When I was twenty-one, I had my first child.  I put my dreams on hold again.  Life kind of  got in the way of my dreams, where I thought I would be. It was never the “right time”.  As an adult, we learn  to meet our responsibilities before we do frivolous things.  My father was one to constantly be in competition  with himself and money was the priority for him ­ art was a frivolous thing in his opinion.

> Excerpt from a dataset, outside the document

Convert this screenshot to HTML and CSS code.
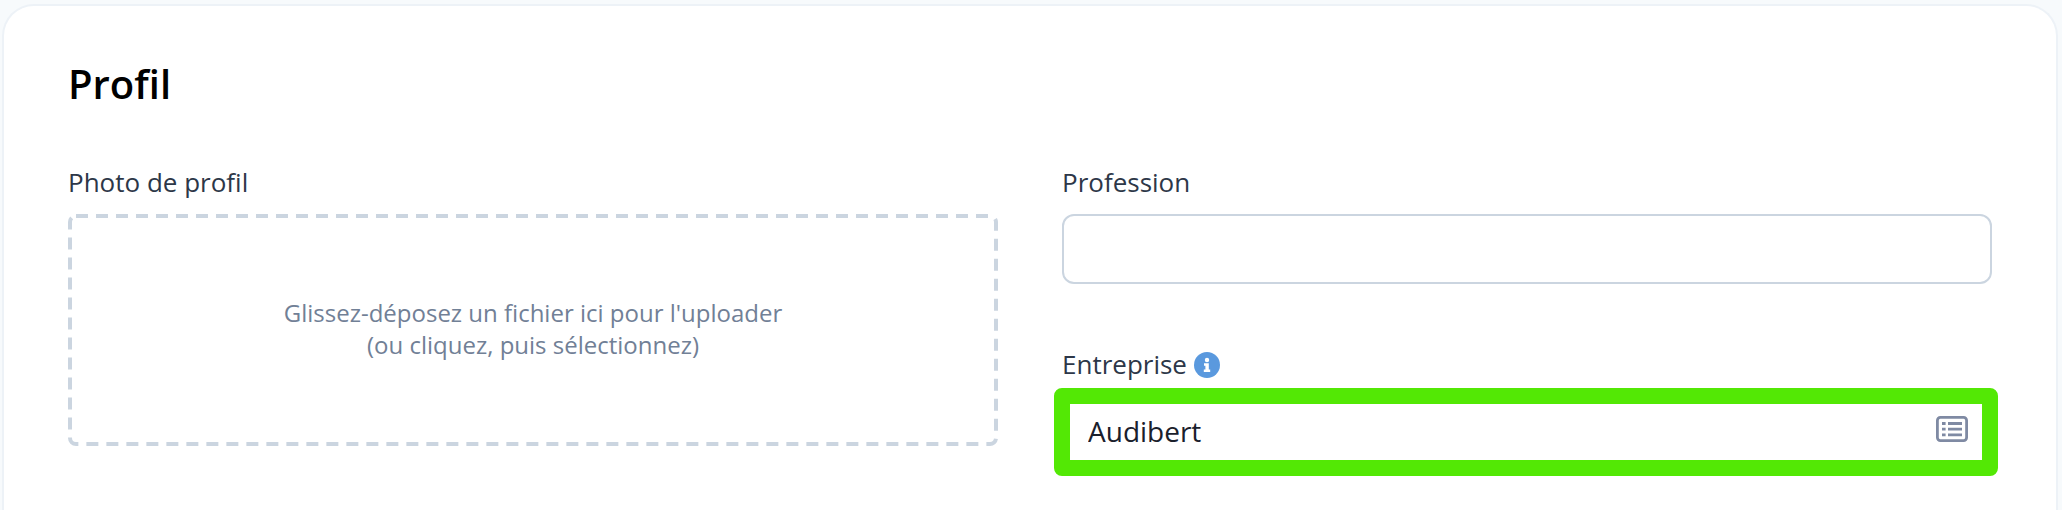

To attempt to make  him proud, I worked and raised my children. Was unhappily married, soon divorced and a single mom of  three. Working was a priority and necessary for survival.    I am now happily married to a good man, who supports my dream of drawing and writing. I am at a  different place in my life. I am allowed to take a breath and live my dream.  It is time, for me to take this  path.  I am terrified. I am self conscious that I won’t be talented enough or successful financially.  It is  intimidating.  However, I am willing to try with the support of a good man who, as a carpenter, appreciates  what your hands can create.    My goals are to fulfill my dream of being a true artist. Successful in my own skin, using my talents  and cultivating my skill. My goals are to expand in print ­with  my words, with my art and, simply, myself.  I want to be as good at this as I can.  I want the reality to be  attainable.  I want to make children smile, help them learn and expand their dreams.  I want to help them realize it isn’t frivolous and  to use your gifts before life gets in the way.

Descriptive

The wind whipped around my ankles and the sand stung my skin.  I was so miserable without being able to come here the stinging sensation going on around my ankles in a whirlwind didn't faze me in the least. I had waited too long and ached to be back.  It's like I couldn't run anymore, couldn't hide, couldn't bear to be away from it. I needed the beach like some people need to breathe, like lovers need to be in each others' arms.  I needed the beach like some people need a drug or crave chocolates.
I need to know that I am small in a life that seems immensely full of big issues, strong pressures, huge problems and overwhelming stress. I need to sense, feel and see the powers that are stronger than I am.  Sand being even smaller than I, but having the power of the wind behind it causing my ankles to sting as the grains of sand whipped across them. 
     I walked up the dock toward the ocean and in addition to the sand, now, I had sweet grasses, sharp as razors making it a bittersweet sensation by pulling my skirt and rustling like wheat in a field back home in Indiana.  This was home to me now, and was at peace within myself now that I was close to my biggest reason for coming here.  I longed to live by the water. 
I could hear the waves crashing on the surf now.  I could smell the salt water and almost taste it in my lips as I got closer to the crest of the dunes.  I kicked off my shoes and ran.  The urge had taken over my legs and I just tumbled out onto the island. My secret place, my hideaway, my haven, MY place and the waves slammed on the shore as I raced toward them. 
Regardless of how cold the water was, regardless of the time of day, this was home to my heart.  All my life I had grown up and wanted the comfort of this place to fill my heart with peace in some way and it had always done so for me.  It hadn't failed me yet, today included. 
It didn't matter where I resided, what "place" I was in my life.  The beach and the ocean of Sullivan's Island, near station 19, would always be home for me and was the only constant I had ever had.  Through deaths, births, and regular issues in my daily life, I could always come here. Sometimes it took months or days or weeks or many hours, but I could always come and just BE in the same spot.  Now that I lived nearby, it took less effort in some ways and I ached for it. 
I could put my feet in the water. I could simply sit on the side and breathe deep breaths until the tears came or stopped.  I was smaller than the rest of the world here and it overwhelmed me instead of whatever was on my mind.  I spread out my arms, I heard the seagulls, and I felt the water taste my toes and sighed. This is where I belonged today, and a part of me would for the rest of my life.